- **EXERCISE AIM**: Drop the images; return everything else in the listing below exactly.

::::

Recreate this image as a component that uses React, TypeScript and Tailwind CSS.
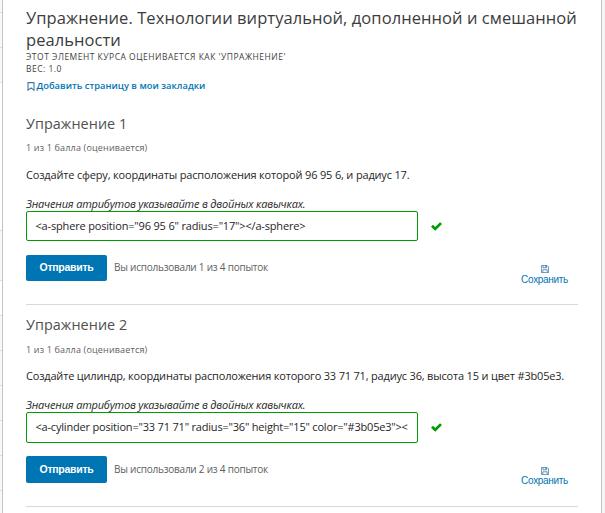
import React from 'react';

const sideRows = [
  { h: 13, cls: 'bg-[#f8f8f8]' },
  { h: 35, cls: 'bg-[#f8f8f8]' },
  { h: 35, cls: 'bg-[#f8f8f8]' },
  { h: 148, cls: 'bg-white' },
  { h: 50, cls: 'bg-[#f8f8f8]' },
  { h: 35, cls: 'bg-white' },
  { h: 35, cls: 'bg-[#f8f8f8]' },
  { h: 35, cls: 'bg-[#f8f8f8]' },
  { h: 35, cls: 'bg-[#f8f8f8]' },
  { h: 35, cls: 'bg-[#f8f8f8]' },
  { h: 35, cls: 'bg-[#f8f8f8]' },
];

function Bookmark() {
  return (
    <svg width="8" height="9" viewBox="0 0 8 9" fill="none" stroke="#3f78a8" strokeWidth="1.1" className="shrink-0">
      <path d="M1 .6h6v7.6L4 5.9 1 8.2z" />
    </svg>
  );
}

function Check() {
  return (
    <svg width="11" height="9" viewBox="0 0 11 9" className="block shrink-0">
      <path d="M0 4.7 2 2.8 4.2 4.9 9 .2 11 2.1 4.2 8.8z" fill="#009b00" />
    </svg>
  );
}

function Floppy() {
  return (
    <svg width="8" height="8" viewBox="0 0 8 8" fill="none" stroke="#3f78a8" strokeWidth=".8" className="block">
      <path d="M.4.4h5.7l1.5 1.5v5.7H.4zM2 .6v2.2h3.6V.6M1.8 7.4V4.8h4.4v2.6" />
      <path d="M4.6.7v1.6" />
    </svg>
  );
}

type ProblemProps = {
  title: string;
  text: string;
  textClass: string;
  answer: string;
  answerClass: string;
  used: string;
  tall?: boolean;
};

function Problem({ title, text, textClass, answer, answerClass, used, tall }: ProblemProps) {
  return (
    <section className={`border-b border-[#d9d9d9] ${tall ? 'h-[202px] pt-px' : 'h-[200px]'}`}>
      <h3 className="h-5 pt-[9px] text-[14.4px] leading-5 tracking-[0.05px] text-[#505050]">{title}</h3>
      <p className={`h-3 text-[9px] leading-3 tracking-[0.17px] text-[#5e5e5e] ${tall ? 'mt-[18px]' : 'mt-[17px]'}`}>1 из 1 балла (оценивается)</p>
      <p className={`h-4 text-[11px] leading-4 text-[#262626] ${textClass} ${tall ? 'mt-3' : 'mt-[13px]'}`}>{text}</p>
      <p className="mt-[13px] h-[15px] text-[11px] italic leading-4 tracking-[-0.19px] text-[#262626]">Значения атрибутов указывайте в двойных кавычках.</p>
      <div className="flex items-center">
        <div className={`w-[392px] rounded-[2px] border border-[#009b00] pl-[8.5px] ${tall ? 'h-[31px]' : 'h-[30px]'}`}>
          <div className={`text-[11px] leading-7 text-[#262626] ${answerClass}`}>{answer}</div>
        </div>
        <div className="ml-[13px]"><Check /></div>
      </div>
      <div className={`flex ${tall ? 'mt-[13px]' : 'mt-3.5'}`}>
        <button className={`w-[81px] rounded-[2px] bg-[#0075b4] font-['Liberation_Sans',sans-serif] text-[10.5px] font-bold tracking-[-0.28px] text-white ${tall ? 'h-[27px]' : 'h-[26px]'}`}>Отправить</button>
        <span className={`ml-[7px] text-[10px] tracking-[-0.23px] text-[#5e5e5e] ${tall ? 'leading-[27px]' : 'leading-[25px]'}`}>{used}</span>
        <div className={`ml-auto mr-2.5 flex flex-col items-center font-['Liberation_Sans',sans-serif] text-[10px] tracking-[-0.31px] text-[#0075b4] ${tall ? 'mt-[11px]' : 'mt-2.5'}`}>
          <Floppy />
          <span className={`leading-3 ${tall ? '' : 'mt-px'}`}>Сохранить</span>
        </div>
      </div>
    </section>
  );
}

export default function App() {
  return (
    <div className="flex h-[513px] w-[605px] overflow-hidden bg-[#f5f5f5] font-['Open_Sans',sans-serif]">
      <aside className="w-0.5 shrink-0 bg-[#f8f8f8]">
        {sideRows.map(({ h, cls }, i) => <div key={i} className={`border-b border-[#dedede] ${cls}`} style={{ height: h }} />)}
      </aside>
      <main className="w-[600px] shrink-0 overflow-hidden whitespace-nowrap border-x border-[#c4c4c4] bg-white px-[23px]">
        <h2 className="pt-[7px] text-[16.5px] font-medium leading-[22px] tracking-[0.07px] text-[#3c3c3c]">
          Упражнение. Технологии виртуальной, дополненной и смешанной<br />реальности
        </h2>
        <p className="text-[8.5px] leading-[12px] tracking-[0.5px] text-[#414141]">ЭТОТ ЭЛЕМЕНТ КУРСА ОЦЕНИВАЕТСЯ КАК 'УПРАЖНЕНИЕ'<br />ВЕС: 1.0</p>
        <div className="mb-[11px] mt-[3px] flex h-4 items-center gap-[1.5px] pl-px text-[9.3px] font-semibold tracking-[0.02px] text-[#0075b4]">
          <Bookmark /><span>Добавить страницу в мои закладки</span>
        </div>
        <Problem title="Упражнение 1" text="Создайте сферу, координаты расположения которой 96 95 6, и радиус 17." textClass="tracking-[-0.17px]" answer={'<a-sphere position="96 95 6" radius="17"></a-sphere>'} answerClass="tracking-[-0.17px]" used="Вы использовали 1 из 4 попыток" />
        <Problem title="Упражнение 2" text="Создайте цилиндр, координаты расположения которого 33 71 71, радиус 36, высота 15 и цвет #3b05e3." textClass="tracking-[-0.185px]" answer={'<a-cylinder position="33 71 71" radius="36" height="15" color="#3b05e3"><'} answerClass="tracking-[-0.19px]" used="Вы использовали 2 из 4 попыток" tall />
      </main>
    </div>
  );
}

::::

- **WORKED SOLUTION**:
Recreate this image as a component that uses React, TypeScript and Tailwind CSS.
import React from 'react';

const sideRows = [
  { h: 13, cls: 'bg-[#f8f8f8]' },
  { h: 35, cls: 'bg-[#f8f8f8]' },
  { h: 35, cls: 'bg-[#f8f8f8]' },
  { h: 148, cls: 'bg-white' },
  { h: 50, cls: 'bg-[#f8f8f8]' },
  { h: 35, cls: 'bg-white' },
  { h: 35, cls: 'bg-[#f8f8f8]' },
  { h: 35, cls: 'bg-[#f8f8f8]' },
  { h: 35, cls: 'bg-[#f8f8f8]' },
  { h: 35, cls: 'bg-[#f8f8f8]' },
  { h: 35, cls: 'bg-[#f8f8f8]' },
];

function Bookmark() {
  return (
    <svg width="8" height="9" viewBox="0 0 8 9" fill="none" stroke="#3f78a8" strokeWidth="1.1" className="shrink-0">
      <path d="M1 .6h6v7.6L4 5.9 1 8.2z" />
    </svg>
  );
}

function Check() {
  return (
    <svg width="11" height="9" viewBox="0 0 11 9" className="block shrink-0">
      <path d="M0 4.7 2 2.8 4.2 4.9 9 .2 11 2.1 4.2 8.8z" fill="#009b00" />
    </svg>
  );
}

function Floppy() {
  return (
    <svg width="8" height="8" viewBox="0 0 8 8" fill="none" stroke="#3f78a8" strokeWidth=".8" className="block">
      <path d="M.4.4h5.7l1.5 1.5v5.7H.4zM2 .6v2.2h3.6V.6M1.8 7.4V4.8h4.4v2.6" />
      <path d="M4.6.7v1.6" />
    </svg>
  );
}

type ProblemProps = {
  title: string;
  text: string;
  textClass: string;
  answer: string;
  answerClass: string;
  used: string;
  tall?: boolean;
};

function Problem({ title, text, textClass, answer, answerClass, used, tall }: ProblemProps) {
  return (
    <section className={`border-b border-[#d9d9d9] ${tall ? 'h-[202px] pt-px' : 'h-[200px]'}`}>
      <h3 className="h-5 pt-[9px] text-[14.4px] leading-5 tracking-[0.05px] text-[#505050]">{title}</h3>
      <p className={`h-3 text-[9px] leading-3 tracking-[0.17px] text-[#5e5e5e] ${tall ? 'mt-[18px]' : 'mt-[17px]'}`}>1 из 1 балла (оценивается)</p>
      <p className={`h-4 text-[11px] leading-4 text-[#262626] ${textClass} ${tall ? 'mt-3' : 'mt-[13px]'}`}>{text}</p>
      <p className="mt-[13px] h-[15px] text-[11px] italic leading-4 tracking-[-0.19px] text-[#262626]">Значения атрибутов указывайте в двойных кавычках.</p>
      <div className="flex items-center">
        <div className={`w-[392px] rounded-[2px] border border-[#009b00] pl-[8.5px] ${tall ? 'h-[31px]' : 'h-[30px]'}`}>
          <div className={`text-[11px] leading-7 text-[#262626] ${answerClass}`}>{answer}</div>
        </div>
        <div className="ml-[13px]"><Check /></div>
      </div>
      <div className={`flex ${tall ? 'mt-[13px]' : 'mt-3.5'}`}>
        <button className={`w-[81px] rounded-[2px] bg-[#0075b4] font-['Liberation_Sans',sans-serif] text-[10.5px] font-bold tracking-[-0.28px] text-white ${tall ? 'h-[27px]' : 'h-[26px]'}`}>Отправить</button>
        <span className={`ml-[7px] text-[10px] tracking-[-0.23px] text-[#5e5e5e] ${tall ? 'leading-[27px]' : 'leading-[25px]'}`}>{used}</span>
        <div className={`ml-auto mr-2.5 flex flex-col items-center font-['Liberation_Sans',sans-serif] text-[10px] tracking-[-0.31px] text-[#0075b4] ${tall ? 'mt-[11px]' : 'mt-2.5'}`}>
          <Floppy />
          <span className={`leading-3 ${tall ? '' : 'mt-px'}`}>Сохранить</span>
        </div>
      </div>
    </section>
  );
}

export default function App() {
  return (
    <div className="flex h-[513px] w-[605px] overflow-hidden bg-[#f5f5f5] font-['Open_Sans',sans-serif]">
      <aside className="w-0.5 shrink-0 bg-[#f8f8f8]">
        {sideRows.map(({ h, cls }, i) => <div key={i} className={`border-b border-[#dedede] ${cls}`} style={{ height: h }} />)}
      </aside>
      <main className="w-[600px] shrink-0 overflow-hidden whitespace-nowrap border-x border-[#c4c4c4] bg-white px-[23px]">
        <h2 className="pt-[7px] text-[16.5px] font-medium leading-[22px] tracking-[0.07px] text-[#3c3c3c]">
          Упражнение. Технологии виртуальной, дополненной и смешанной<br />реальности
        </h2>
        <p className="text-[8.5px] leading-[12px] tracking-[0.5px] text-[#414141]">ЭТОТ ЭЛЕМЕНТ КУРСА ОЦЕНИВАЕТСЯ КАК 'УПРАЖНЕНИЕ'<br />ВЕС: 1.0</p>
        <div className="mb-[11px] mt-[3px] flex h-4 items-center gap-[1.5px] pl-px text-[9.3px] font-semibold tracking-[0.02px] text-[#0075b4]">
          <Bookmark /><span>Добавить страницу в мои закладки</span>
        </div>
        <Problem title="Упражнение 1" text="Создайте сферу, координаты расположения которой 96 95 6, и радиус 17." textClass="tracking-[-0.17px]" answer={'<a-sphere position="96 95 6" radius="17"></a-sphere>'} answerClass="tracking-[-0.17px]" used="Вы использовали 1 из 4 попыток" />
        <Problem title="Упражнение 2" text="Создайте цилиндр, координаты расположения которого 33 71 71, радиус 36, высота 15 и цвет #3b05e3." textClass="tracking-[-0.185px]" answer={'<a-cylinder position="33 71 71" radius="36" height="15" color="#3b05e3"><'} answerClass="tracking-[-0.19px]" used="Вы использовали 2 из 4 попыток" tall />
      </main>
    </div>
  );
}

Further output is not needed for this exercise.